Return the whole listing, line for line, without the pictures in it.

*Recorded information:*
-- Start --
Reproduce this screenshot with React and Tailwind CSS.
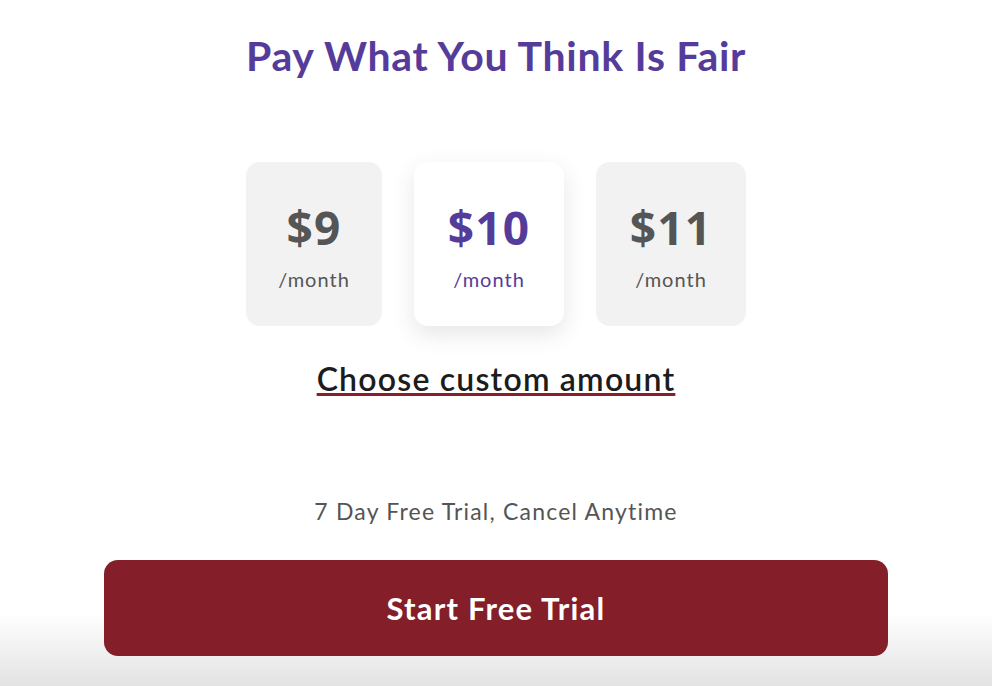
import { useState } from 'react';

const plans = [
  { id: 9, price: '$9', width: 'w-[136px]' },
  { id: 10, price: '$10', width: 'w-[150px]' },
  { id: 11, price: '$11', width: 'w-[150px]' },
];

export default function App() {
  const [selected, setSelected] = useState(10);

  return (
    <div className="min-h-[686px] bg-white flex flex-col font-['Lato','Noto_Sans',sans-serif]">
      <div className="flex flex-col items-center pt-[32px]">
        <h1 className="text-[41px] leading-[48px] font-bold text-[#553c9a] tracking-[0.7px]">
          Pay What You Think Is Fair
        </h1>

        <div className="flex gap-[32px] mt-[82px]">
          {plans.map(p => {
            const active = p.id === selected;
            return (
              <button
                key={p.id}
                onClick={() => setSelected(p.id)}
                className={`${p.width} h-[164px] rounded-[14px] flex flex-col items-center pt-[41px] cursor-pointer ${
                  active ? 'bg-white shadow-[0_8px_22px_rgba(60,60,80,0.13)]' : 'bg-[#f2f2f2]'
                }`}
              >
                <span className={`font-['Open_Sans',sans-serif] text-[46px] leading-[48px] font-bold tracking-[1.2px] ${active ? 'text-[#553c9a]' : 'text-[#555555]'}`}>
                  {p.price}
                </span>
                <span className={`mt-[16px] text-[20px] leading-[24px] tracking-[1px] ${active ? 'text-[#553c9a]' : 'text-[#555555]'}`}>
                  /month
                </span>
              </button>
            );
          })}
        </div>

        <a
          href="#"
          className="mt-[35px] text-[32px] leading-[36px] font-semibold text-[#1c1c1c] tracking-[1.2px] underline decoration-[#8b1e2a] decoration-[3px] underline-offset-[2px]"
        >
          Choose custom amount
        </a>

        <p className="mt-[100px] text-[23px] leading-[28px] text-[#555555] tracking-[1.2px]">
          7 Day Free Trial, Cancel Anytime
        </p>
      </div>

      <div className="mt-[15px] pt-[20px] pb-[30px] bg-gradient-to-b from-white from-[50%] to-[#e3e3e3] flex justify-center">
        <button className="w-[784px] h-[96px] rounded-[14px] bg-[#841e28] text-white text-[31px] font-bold tracking-[1.2px] cursor-pointer">
          Start Free Trial
        </button>
      </div>
    </div>
  );
}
-- End --
*Written solution:*
Reproduce this screenshot with React and Tailwind CSS.
import { useState } from 'react';

const plans = [
  { id: 9, price: '$9', width: 'w-[136px]' },
  { id: 10, price: '$10', width: 'w-[150px]' },
  { id: 11, price: '$11', width: 'w-[150px]' },
];

export default function App() {
  const [selected, setSelected] = useState(10);

  return (
    <div className="min-h-[686px] bg-white flex flex-col font-['Lato','Noto_Sans',sans-serif]">
      <div className="flex flex-col items-center pt-[32px]">
        <h1 className="text-[41px] leading-[48px] font-bold text-[#553c9a] tracking-[0.7px]">
          Pay What You Think Is Fair
        </h1>

        <div className="flex gap-[32px] mt-[82px]">
          {plans.map(p => {
            const active = p.id === selected;
            return (
              <button
                key={p.id}
                onClick={() => setSelected(p.id)}
                className={`${p.width} h-[164px] rounded-[14px] flex flex-col items-center pt-[41px] cursor-pointer ${
                  active ? 'bg-white shadow-[0_8px_22px_rgba(60,60,80,0.13)]' : 'bg-[#f2f2f2]'
                }`}
              >
                <span className={`font-['Open_Sans',sans-serif] text-[46px] leading-[48px] font-bold tracking-[1.2px] ${active ? 'text-[#553c9a]' : 'text-[#555555]'}`}>
                  {p.price}
                </span>
                <span className={`mt-[16px] text-[20px] leading-[24px] tracking-[1px] ${active ? 'text-[#553c9a]' : 'text-[#555555]'}`}>
                  /month
                </span>
              </button>
            );
          })}
        </div>

        <a
          href="#"
          className="mt-[35px] text-[32px] leading-[36px] font-semibold text-[#1c1c1c] tracking-[1.2px] underline decoration-[#8b1e2a] decoration-[3px] underline-offset-[2px]"
        >
          Choose custom amount
        </a>

        <p className="mt-[100px] text-[23px] leading-[28px] text-[#555555] tracking-[1.2px]">
          7 Day Free Trial, Cancel Anytime
        </p>
      </div>

      <div className="mt-[15px] pt-[20px] pb-[30px] bg-gradient-to-b from-white from-[50%] to-[#e3e3e3] flex justify-center">
        <button className="w-[784px] h-[96px] rounded-[14px] bg-[#841e28] text-white text-[31px] font-bold tracking-[1.2px] cursor-pointer">
          Start Free Trial
        </button>
      </div>
    </div>
  );
}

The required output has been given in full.